Nous redoutions ce dernier retour sur Alger. Nous le redoutions, car nous savions d'avance que nous arriverions pour vivre les dernières heures tragiques que l'Algérie tout entière allait devoir traverser. Le sang qui coule se passe de chansons, de comédie et d'illusions, même s'il prépare de grandes choses, à ce qu'on dit.
------Baladins de la joie, ici s'arrêtait notre mission. Bientôt, très bientôt, nous n'aurions plus le droit, ni le pouvoir, hélas! de faire rire qui que ce soit sur cette terre où les murs rougissaient par-ci par-là du sang des dernières victimes.
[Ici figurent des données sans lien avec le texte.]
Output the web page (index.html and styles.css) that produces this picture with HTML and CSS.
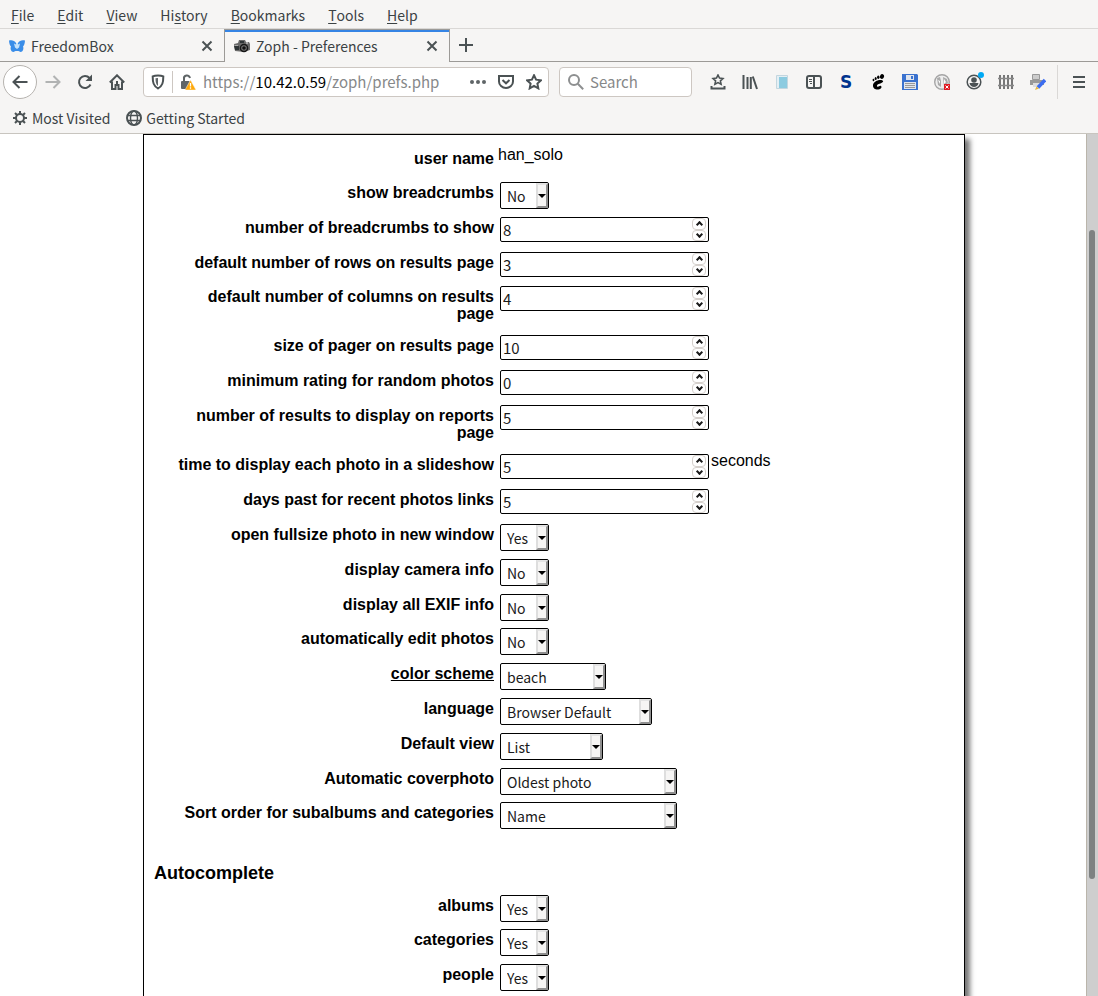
FILE: index.html
```html
<!DOCTYPE html>
<html lang="en">
<head>
<meta charset="utf-8">
<title>Zoph - Preferences</title>
<link rel="stylesheet" href="styles.css">
</head>
<body>
<div class="browser">
  <nav class="menubar" aria-label="Menu">
    <button><u>F</u>ile</button><button><u>E</u>dit</button><button><u>V</u>iew</button><button>Hi<u>s</u>tory</button><button><u>B</u>ookmarks</button><button><u>T</u>ools</button><button><u>H</u>elp</button>
  </nav>

  <div class="tabs">
    <div class="tab">
      <svg class="i16" viewBox="0 0 16 16"><path fill="#3a8de8" d="M0 2.500c3-.8 5.500 0 7 2.500h2c1.500-2.500 4-3.300 7-2.500-.2 3-.8 5-2 6 1 2 0 5.500-2.500 5.500L9.500 13h-3L4.500 14C2 14 1 10.500 2 8.500.800 7.500.2 5.500 0 2.500z"/><path fill="#c5e2fb" d="M5 5.500l2 1V5h2v1.500l2-1-1 4-2 1.500-2-1.500z"/></svg>
      <span class="tab-title">FreedomBox</span>
      <button class="close" aria-label="Close tab"><svg viewBox="0 0 12 12"><path d="M1.500 1.500l9 9m0-9l-9 9"/></svg></button>
    </div>
    <div class="tab active">
      <svg class="i16" viewBox="0 0 16 16"><path fill="#6a6a6a" d="M0 6l4-1 1-3h6l1 2h3l1 2v6l-6 2-9-1z"/><path fill="#2e3436" d="M6 3h4v2H6zM0 8h5v4H1z"/><circle cx="10" cy="10" r="4.300" fill="#161616"/><circle cx="10" cy="10" r="2.800" fill="#777"/><circle cx="10" cy="10" r="1.800" fill="#111"/><path fill="#aaa" d="M12 4h2v2h-2zM1 7h3v1H1z"/></svg>
      <span class="tab-title">Zoph - Preferences</span>
      <button class="close" aria-label="Close tab"><svg viewBox="0 0 12 12"><path d="M1.500 1.500l9 9m0-9l-9 9"/></svg></button>
    </div>
    <button class="new-tab" aria-label="New tab"><svg viewBox="0 0 14 14"><path d="M7 0v14M0 7h14"/></svg></button>
  </div>

  <div class="toolbar">
    <button class="back" aria-label="Back"><svg class="i16 line" viewBox="0 0 16 16"><path d="M15.500 8H1.500M7.500 2L1.500 8l6 6"/></svg></button>
    <button class="tool dim" aria-label="Forward"><svg class="i16 line" viewBox="0 0 16 16"><path d="M.5 8h14M8.500 2l6 6-6 6"/></svg></button>
    <button class="tool" aria-label="Reload"><svg class="i16 line" viewBox="0 0 16 16"><path d="M13.500 10.500A6 6 0 1 1 12.500 4"/><path d="M15 .5V7H8.500z" fill="#4b5254" stroke="none"/></svg></button>
    <button class="tool" aria-label="Home"><svg class="i16 line" viewBox="0 0 16 16"><path d="M.8 8.500L8 1.300l7.200 7.200M3 7.500V15h3.500v-4h3v4H13V7.500"/><path d="M8 7v3"/></svg></button>
    <div class="urlbar">
      <svg class="i16 line" viewBox="0 0 16 16"><path d="M8 1.500c2 0 4 .3 5.300.9 0 6-.8 9.600-5.300 12.100C3.500 12 2.700 8.400 2.700 2.400 4 1.800 6 1.500 8 1.500z"/><path stroke="none" fill="#5f6567" d="M8 4v8C6 10.500 5.500 8 5.500 4.300z"/></svg>
      <span class="rule"></span>
      <svg class="i16" viewBox="0 0 16 16"><path d="M4 8V5a3 3 0 0 1 6-1" fill="none" stroke="#5f6567" stroke-width="2"/><rect x="1" y="7" width="9" height="8" rx="1" fill="#5f6567"/><path d="M10.500 6L16 16H5z" fill="#ffa909" stroke="#f3f3f3" stroke-width=".5"/><path d="M10.500 9v3.500m0 .8v1.400" stroke="#fff" stroke-width="1.300"/></svg>
      <a class="url" href="#prefs">https://<b>10.42.0.59</b>/zoph/prefs.php</a>
      <button class="tool slim" aria-label="Page actions"><svg class="i16" viewBox="0 0 16 16"><g fill="#5f6567"><circle cx="2" cy="8" r="2"/><circle cx="8" cy="8" r="2"/><circle cx="14" cy="8" r="2"/></g></svg></button>
      <button class="tool slim" aria-label="Pocket"><svg class="i16 line" viewBox="0 0 16 16"><path d="M1 2h14v5.500a7 6.500 0 0 1-14 0z"/><path d="M4.500 6L8 9.300 11.500 6"/></svg></button>
      <button class="tool slim" aria-label="Bookmark this page"><svg class="i16 line" viewBox="0 0 16 16"><path d="M8 1.300l2.100 4.400 4.800.6-3.500 3.300.9 4.800L8 12l-4.300 2.400.9-4.800L1.100 6.300l4.800-.6z"/></svg></button>
    </div>
    <label class="search"><svg class="i16" viewBox="0 0 16 16"><g fill="none" stroke="#8d8f90" stroke-width="2"><circle cx="6" cy="6" r="5"/><path d="M9.800 9.800l5.400 5.400"/></g></svg><input type="text" placeholder="Search" aria-label="Search"></label>
    <div class="extras">
      <button class="tool" aria-label="Bookmarks menu"><svg class="i16 line" viewBox="0 0 16 16"><path d="M1.500 12v2.500h13V12"/><path stroke-width="1.600" d="M8 1l1.500 3.100 3.400.4-2.500 2.300.7 3.400L8 8.600l-3.100 1.600.7-3.400-2.500-2.300 3.400-.4z"/></svg></button>
      <button class="tool" aria-label="Library"><svg class="i16 line" viewBox="0 0 16 16"><path d="M1.500 1v14M5.500 3v12M8.800 3v12M10.800 2.500L15 15"/></svg></button>
      <button class="tool" aria-label="Notes"><svg class="i16" viewBox="0 0 16 16"><path fill="#e4eff4" stroke="#c3d6df" d="M2.500 1.500h11v13h-11z"/><path fill="#8ccbe0" d="M5 3h8v11H5z"/></svg></button>
      <button class="tool" aria-label="Sidebars"><svg class="i16 line" viewBox="0 0 16 16"><rect x="1" y="2" width="14" height="12" rx="2"/><path d="M8 2v12"/><path stroke-width="1" d="M3 5.500h3M3 7.500h3M4 9.500h2"/></svg></button>
      <button class="tool letter" aria-label="Stylish">S</button>
      <button class="tool" aria-label="Gnome"><svg class="i16" viewBox="0 0 16 16"><g fill="#000"><ellipse cx="12" cy="2.500" rx="2" ry="2.500" transform="rotate(20 12 2.500)"/><ellipse cx="8.300" cy="3.300" rx="1.200" ry="1.800"/><ellipse cx="5.700" cy="4.500" rx="1" ry="1.500"/><ellipse cx="3.500" cy="6" rx=".9" ry="1.300"/><path d="M12.500 6.500C9 5 3.500 7.500 3 11c-.4 3.500 3 5 5.500 4.500 2.500-.4 3.800-2.500 2.500-3.500-1.300-.8-2 1-3.500.7-1.200-.4-.5-2.200 1.200-2.700 2-.6 6-2 3.800-3.500z"/></g></svg></button>
      <button class="tool" aria-label="Save"><svg class="i16" viewBox="0 0 16 16"><path fill="#3a72cf" d="M0 0h15l1 1v15H0z"/><path fill="#dfe5ee" d="M4 1h8v5H4zM2 8h12v7H2z"/><path fill="#3a72cf" d="M9 2h2v3H9z"/><path stroke="#999" d="M3 9.500h10M3 11.500h10M3 13.500h10"/></svg></button>
      <button class="tool" aria-label="Blocked"><svg class="i16" viewBox="0 0 16 16"><circle cx="8" cy="8" r="7.300" fill="#eee" stroke="#a5a5a5" stroke-width="1.400"/><path fill="#aaa" d="M3 4l3-1 1 4v6l-3-2zM9 3l4 2 1 4-4 4z"/><path fill="#fff" d="M4 6l2 1v3zM10 5l2 3-2 2z"/><path fill="#e01b24" d="M10 10h6v6h-6z"/><path stroke="#fff" d="M11.500 11.500l3 3m0-3l-3 3"/></svg></button>
      <button class="tool" aria-label="Account"><svg class="i20" viewBox="0 0 20 20"><circle cx="10" cy="10" r="6.800" fill="none" stroke="#4b5254" stroke-width="1.500"/><circle cx="10" cy="8" r="2.800" fill="#4b5254"/><path fill="#4b5254" d="M5.500 11h9c-.3 2.500-2.500 4-4.500 4s-4.200-1.500-4.500-4z"/><circle cx="17" cy="3" r="3" fill="#00a9f4"/></svg></button>
      <button class="tool" aria-label="Fence"><svg class="i16" viewBox="0 0 16 16"><path stroke="#777" stroke-width="2" d="M2 1v14M6 1v14M10 1v14M14 1v14"/><path stroke="#888" stroke-width="1.500" d="M0 4.500h16M0 11.500h16"/></svg></button>
      <button class="tool" aria-label="Print edit"><svg class="i16" viewBox="0 0 16 16"><path fill="#ccc" stroke="#999" d="M2.500.5h7v5h-7z"/><path fill="#999" d="M0 6h14v5H0z"/><path fill="#ddd" d="M3 9h7v4H3z"/><path stroke="#3b6cf0" stroke-width="3.500" d="M15 6l-7 7.500"/><path fill="#e3b53c" d="M6.500 12.500l2.500 2L5 16z"/></svg></button>
    </div>
    <span class="rule tall"></span>
    <button class="menu-button" aria-label="Open menu"><svg class="i16 line" viewBox="0 0 16 16"><path d="M2 3h12M2 8h12M2 13h12"/></svg></button>
  </div>

  <div class="bookmarks">
    <a href="#most"><svg class="i16 line" viewBox="0 0 16 16"><circle cx="8" cy="8" r="4"/><path d="M8 1v3M8 12v3M1 8h3M12 8h3M3 3l2 2M11 11l2 2M3 13l2-2M11 5l2-2"/></svg>Most Visited</a>
    <a href="#start"><svg class="i16 line" viewBox="0 0 16 16"><circle cx="8" cy="8" r="7"/><path stroke-width="1.400" d="M1.500 5.500h13M1.500 10.500h13"/><ellipse cx="8" cy="8" rx="3.500" ry="7" stroke-width="1.400"/></svg>Getting Started</a>
  </div>

  <div class="viewport">
    <main class="page" id="prefs">
      <form class="card">
        <div class="group">
          <div class="row"><span class="name">user name</span><div class="field">han_solo</div></div>
        </div>
        <div class="group">
          <div class="row"><label class="name" for="crumbs">show breadcrumbs</label><div class="field"><span class="pick"><select id="crumbs" class="w-bool"><option>No</option><option>Yes</option></select><i></i></span></div></div>
          <div class="row"><label class="name" for="ncrumbs">number of breadcrumbs to show</label><div class="field"><span class="num"><input id="ncrumbs" type="number" value="8"><span class="spin"><button type="button" class="up" aria-label="Increase"></button><button type="button" class="down" aria-label="Decrease"></button></span></span></div></div>
          <div class="row"><label class="name" for="rows">default number of rows on results page</label><div class="field"><span class="num"><input id="rows" type="number" value="3"><span class="spin"><button type="button" class="up" aria-label="Increase"></button><button type="button" class="down" aria-label="Decrease"></button></span></span></div></div>
        </div>
        <div class="group">
          <div class="row"><label class="name" for="cols">default number of columns on results page</label><div class="field"><span class="num"><input id="cols" type="number" value="4"><span class="spin"><button type="button" class="up" aria-label="Increase"></button><button type="button" class="down" aria-label="Decrease"></button></span></span></div></div>
          <div class="row"><label class="name" for="pager">size of pager on results page</label><div class="field"><span class="num"><input id="pager" type="number" value="10"><span class="spin"><button type="button" class="up" aria-label="Increase"></button><button type="button" class="down" aria-label="Decrease"></button></span></span></div></div>
          <div class="row"><label class="name" for="rating">minimum rating for random photos</label><div class="field"><span class="num"><input id="rating" type="number" value="0"><span class="spin"><button type="button" class="up" aria-label="Increase"></button><button type="button" class="down" aria-label="Decrease"></button></span></span></div></div>
          <div class="row"><label class="name" for="reports">number of results to display on reports page</label><div class="field"><span class="num"><input id="reports" type="number" value="5"><span class="spin"><button type="button" class="up" aria-label="Increase"></button><button type="button" class="down" aria-label="Decrease"></button></span></span></div></div>
          <div class="row"><label class="name" for="slide">time to display each photo in a slideshow</label><div class="field"><span class="num"><input id="slide" type="number" value="5"><span class="spin"><button type="button" class="up" aria-label="Increase"></button><button type="button" class="down" aria-label="Decrease"></button></span></span>seconds</div></div>
          <div class="row"><label class="name" for="days">days past for recent photos links</label><div class="field"><span class="num"><input id="days" type="number" value="5"><span class="spin"><button type="button" class="up" aria-label="Increase"></button><button type="button" class="down" aria-label="Decrease"></button></span></span></div></div>
          <div class="row"><label class="name" for="full">open fullsize photo in new window</label><div class="field"><span class="pick"><select id="full" class="w-bool"><option>Yes</option><option>No</option></select><i></i></span></div></div>
          <div class="row"><label class="name" for="camera">display camera info</label><div class="field"><span class="pick"><select id="camera" class="w-bool"><option>No</option><option>Yes</option></select><i></i></span></div></div>
          <div class="row"><label class="name" for="exif">display all EXIF info</label><div class="field"><span class="pick"><select id="exif" class="w-bool"><option>No</option><option>Yes</option></select><i></i></span></div></div>
        </div>
        <div class="group">
          <div class="row"><label class="name" for="auto">automatically edit photos</label><div class="field"><span class="pick"><select id="auto" class="w-bool"><option>No</option><option>Yes</option></select><i></i></span></div></div>
          <div class="row"><label class="name" for="scheme"><a href="#scheme">color scheme</a></label><div class="field"><span class="pick"><select id="scheme" class="w-scheme"><option>beach</option></select><i></i></span></div></div>
          <div class="row"><label class="name" for="lang">language</label><div class="field"><span class="pick"><select id="lang" class="w-lang"><option>Browser Default</option></select><i></i></span></div></div>
          <div class="row"><label class="name" for="view">Default view</label><div class="field"><span class="pick"><select id="view" class="w-view"><option>List</option></select><i></i></span></div></div>
          <div class="row"><label class="name" for="cover">Automatic coverphoto</label><div class="field"><span class="pick"><select id="cover" class="w-wide"><option>Oldest photo</option></select><i></i></span></div></div>
        </div>
        <div class="group">
          <div class="row"><label class="name" for="sort">Sort order for subalbums and categories</label><div class="field"><span class="pick"><select id="sort" class="w-wide"><option>Name</option></select><i></i></span></div></div>
        </div>
        <h2>Autocomplete</h2>
        <div class="group">
          <div class="row"><label class="name" for="albums">albums</label><div class="field"><span class="pick"><select id="albums" class="w-bool"><option>Yes</option><option>No</option></select><i></i></span></div></div>
        </div>
        <div class="group">
          <div class="row"><label class="name" for="cats">categories</label><div class="field"><span class="pick"><select id="cats" class="w-bool"><option>Yes</option><option>No</option></select><i></i></span></div></div>
          <div class="row"><label class="name" for="people">people</label><div class="field"><span class="pick"><select id="people" class="w-bool"><option>Yes</option><option>No</option></select><i></i></span></div></div>
        </div>
      </form>
    </main>
    <div class="scrollbar"><div class="thumb"></div></div>
  </div>
</div>
</body>
</html>
```
FILE: styles.css
```css
* { box-sizing: border-box; }

body {
  margin: 0;
  font: 16px/17px "Liberation Sans", Arial, sans-serif;
  color: #000;
}

button {
  display: flex;
  align-items: center;
  justify-content: center;
  flex: none;
  margin: 0;
  padding: 0;
  border: 0;
  background: none;
  color: inherit;
  font: inherit;
}

a { color: inherit; text-decoration: none; }
svg { display: block; flex: none; }
.i16 { width: 16px; height: 16px; }
.i20 { width: 20px; height: 20px; }
.line { fill: none; stroke: #4b5254; stroke-width: 2; }

.browser {
  display: flex;
  flex-direction: column;
  height: 100vh;
  overflow: hidden;
  background: #f6f5f4;
}

.menubar, .tabs, .toolbar, .bookmarks {
  display: flex;
  flex: none;
  font: 14px/22px "Noto Sans CJK SC", sans-serif;
  color: #3b4244;
}

/* Menu bar */
.menubar {
  gap: 23px;
  height: 29px;
  padding: 1px 11px 0;
  border-bottom: 1px solid #dad8d6;
}
.menubar u { text-underline-offset: 2px; }

/* Tabs */
.tabs { height: 33px; }
.tab {
  display: flex;
  align-items: center;
  gap: 6px;
  width: 224px;
  padding: 1px 11px 0 9px;
  border-bottom: 1px solid #9c9a97;
}
.tab.active {
  width: 226px;
  border: solid #9c9a97;
  border-width: 0 1px;
  box-shadow: inset 0 1px #9c9a97, inset 0 3px #3584e4;
}
.tab-title { flex: 1; }
.close svg { width: 12px; height: 12px; }
.close svg, .new-tab svg { fill: none; stroke: #4b5254; stroke-width: 2; }
.new-tab {
  flex: 1;
  justify-content: flex-start;
  padding-left: 9px;
  border-bottom: 1px solid #9c9a97;
}
.new-tab svg { width: 14px; height: 14px; }

/* Navigation toolbar */
.toolbar {
  align-items: center;
  height: 40px;
  padding: 0 3px;
  font-size: 15px;
}
.tool { width: 32px; height: 32px; }
.slim { width: 28px; }
.dim { opacity: .4; }
.back {
  width: 34px;
  height: 34px;
  border: 1px solid #b6b3af;
  border-radius: 50%;
  background: #fff;
}
.urlbar, .search {
  display: flex;
  align-items: center;
  height: 30px;
  border: 1px solid #cdc7c2;
  border-radius: 4px;
  background: #fff;
}
.urlbar { flex: 1; margin-left: 10px; padding-left: 6px; }
.rule { width: 1px; height: 22px; margin: 0 7px 0 6px; background: #cdc7c2; }
.rule.tall { height: 34px; margin: 0 13px 0 3px; background: #dad8d6; }
.url { flex: 1; margin-left: 7px; color: #868889; white-space: nowrap; }
.url b { color: #000; font-weight: 400; }
.search { width: 133px; margin: 0 10px; padding-left: 8px; }
.search input {
  width: 100px;
  padding: 0 0 0 6px;
  border: 0;
  outline: 0;
  background: none;
  font: inherit;
}
.search input::placeholder { color: #868889; }
.extras { display: flex; }
.letter { font: bold 17px/20px "DejaVu Sans", sans-serif; color: #00338d; }
.menu-button { width: 16px; margin-right: 8px; }

/* Bookmarks bar */
.bookmarks {
  align-items: center;
  gap: 16px;
  height: 32px;
  padding: 0 12px;
  border-bottom: 1px solid #c8c5bf;
}
.bookmarks a { display: flex; align-items: center; gap: 4px; }

/* Page area */
.viewport {
  display: flex;
  flex: 1;
  min-height: 0;
  background: #fff;
}
.page { flex: 1; overflow: hidden; }
.card {
  display: flex;
  flex-direction: column;
  gap: 7px;
  min-height: 100%;
  margin: 0 121px 0 143px;
  padding: 13px 10px;
  border: 1px solid #000;
  background: #fff;
  box-shadow: 5px 5px 5px #777;
}
.group { display: flex; flex-direction: column; gap: 8px; }
.row {
  display: grid;
  grid-template-columns: 320px 1fr;
  column-gap: 4px;
  min-height: 27px;
  padding-left: 20px;
}
.name { padding: 2px 0 5px; font-weight: 700; text-align: right; }
.name a { text-decoration: underline; }
.field { display: flex; align-items: flex-start; line-height: 13px; }
h2 { margin: 27px 0 5px; font-size: 18px; line-height: 20px; }

/* Drop-downs */
.pick, .num { position: relative; display: flex; margin: 0 2px; }
.pick select, .num input {
  appearance: none;
  margin: 0;
  border: 1px solid #000;
  border-radius: 2px;
  background: #fff;
  color: #1a1a1a;
  font: 14px/22px "Noto Sans CJK SC", sans-serif;
}
.pick select { height: 27px; padding: 0 6px; }
.w-bool { width: 49px; }
.w-scheme { width: 106px; }
.w-lang { width: 152px; }
.w-view { width: 103px; }
.w-wide { width: 177px; }
.pick i {
  position: absolute;
  top: 1px;
  right: 1px;
  bottom: 1px;
  display: flex;
  align-items: center;
  justify-content: center;
  width: 12px;
  border: 2px solid;
  border-color: #e4e4e4 #8f8f8f #8f8f8f #dedede;
  background: #f6f5f4;
  pointer-events: none;
}
.pick i::before {
  content: "";
  border: 4px solid transparent;
  border-top-color: #000;
  border-bottom: 0;
}

/* Number boxes */
.num input {
  width: 209px;
  height: 25px;
  padding: 0 18px 0 2px;
  font-size: 15px;
}
.num input::-webkit-inner-spin-button { appearance: none; }
.spin {
  position: absolute;
  top: 1px;
  right: 3px;
  bottom: 1px;
  display: flex;
  flex-direction: column;
  width: 14px;
}
.spin button {
  flex: 1;
  border: 1px solid #d5d0cc;
  border-radius: 4px;
}
.spin button::before {
  content: "";
  box-sizing: border-box;
  width: 5px;
  height: 5px;
  border: solid #1a1a1a;
  border-width: 2px 0 0 2px;
}
.up::before { transform: translateY(1px) rotate(45deg); }
.down::before { transform: translateY(-1px) rotate(225deg); }

/* Scrollbar */
.scrollbar {
  display: flex;
  flex-direction: column;
  width: 12px;
  padding: 96px 3px 117px 2px;
  border-left: 1px solid #bab5ab;
  background: #cecece;
}
.thumb { flex: 1; border-radius: 3px; background: #7e8282; }
```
------Quant au public, ce cher public qui fut toujours l'essentiel de nos préoccupations, il s'est dispersé une fois le rideau tombé. Avec un soupir, il a quitté notre Théâtre pour le théâtre moins réjouissant de la vie, où de spectateur il est devenu l'acteur pitoyable et pourtant sincère de la vérité que nous savons.
------Le grand voile du silence est retombé avec le reste sur nos tréteaux ambulants. Celui de l'oubli, j'en suis sûr, ne sera jamais tissé pour aucun de nous.